From Bill Meyer of Ink Blot Magazine:

“Davis drew a line in the sand that some jazz fans have never crossed, or even forgiven Davis for drawing.”

And from acclaimed critic Bob Rusch of Downbeat:

“This to me…[is] part and parcel of the commercial crap…beginning to choke and bastardize the catalogs of such dependable [jazz record] companies as Blue Note and Prestige.”

Ah, this is the thing about being out in front – you ruffle a lot of feathers. That’s kind of the whole reason for creativity, to shake up the status quo. But man, how we humans just love us some status quo.

In over 30 years in the advertising biz, I’ve found that the primary reason for bad marketing, bad management, low employee morale and disappearing customers can be traced to one thing. And it’s not lack of creative ideas. It’s resistance to them.

New ideas are fragile. They need nurturing and development. Resistance to new ideas kills creativity before it’s had time to establish the slightest of roots. Resistance says, We know what people want, how people think, and how the universe works. Resistance offers no room for alternative possibilities.

Worst of all, resistance scares creative people (and we’re all creative people) from bringing new ideas to the table. After all, who wants to get pommeled by an army of naysayers? In some companies, suggesting one might entertain abandoning the time-honored way of doing things in order to consider something new can produce a sideways glance or two. In other companies, it can kill a career.
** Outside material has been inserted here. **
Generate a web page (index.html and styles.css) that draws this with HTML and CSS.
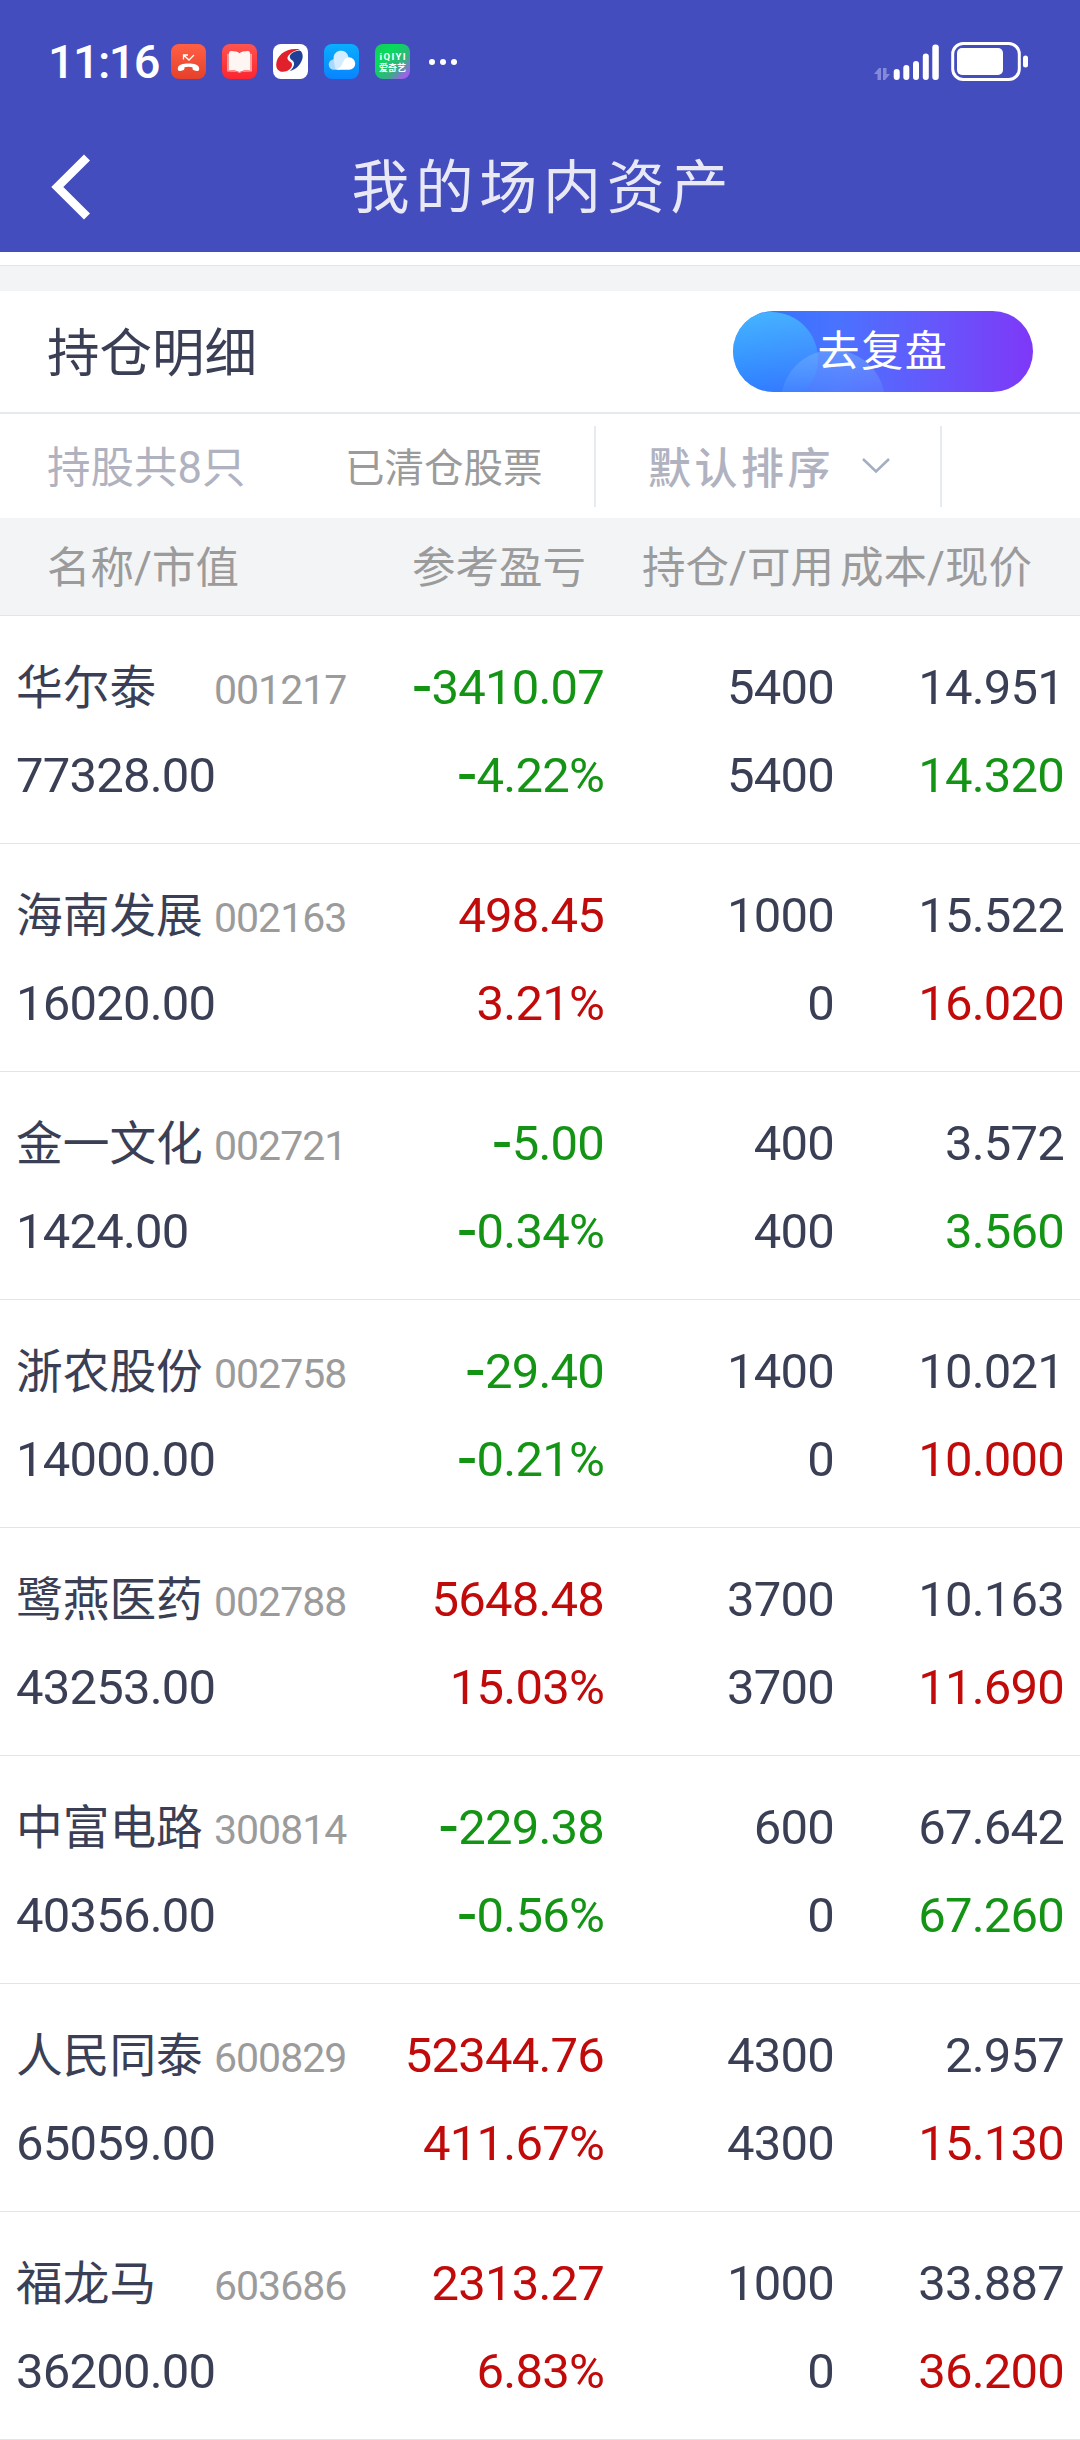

Miles Davis? He didn’t care what you thought – whether you were a fan, the guitarist in the band, or the president of the record company. You didn’t like his new music? Too bad for you. You didn’t understand it? Get out of the way, there are others who did. You didn’t think it was going to work? Shut up. Watch. Listen.

Here’s what we learned about creativity from Miles Davis:

1. Ignore everybody. The more original your idea is, the less good advice anyone can legitimately give you. (To borrow from another bit of music history, Decca Records refused to sign The Beatles in 1962, claiming they had “no future in show business.”)

2. Ignore expectations. Expectations are the prediction that the past will repeat itself, precisely and unerringly, again and again. Based on that logic, we’d have no iPod, iPhone or iPad.

3.”Big Ideas” don’t need to be big. It can be a small, simple idea. In fact, those are usually the ones that change everything.

4. Prepare to go it alone. Not everyone gets a Big Idea. That’s OK. The more compelling the idea, the fewer the number of people telling you right off the bat how “great” it is.

5. Change is not dangerous. Refusing to change, however, is certain death. Ask any dinosaur how that evolution thing went for them.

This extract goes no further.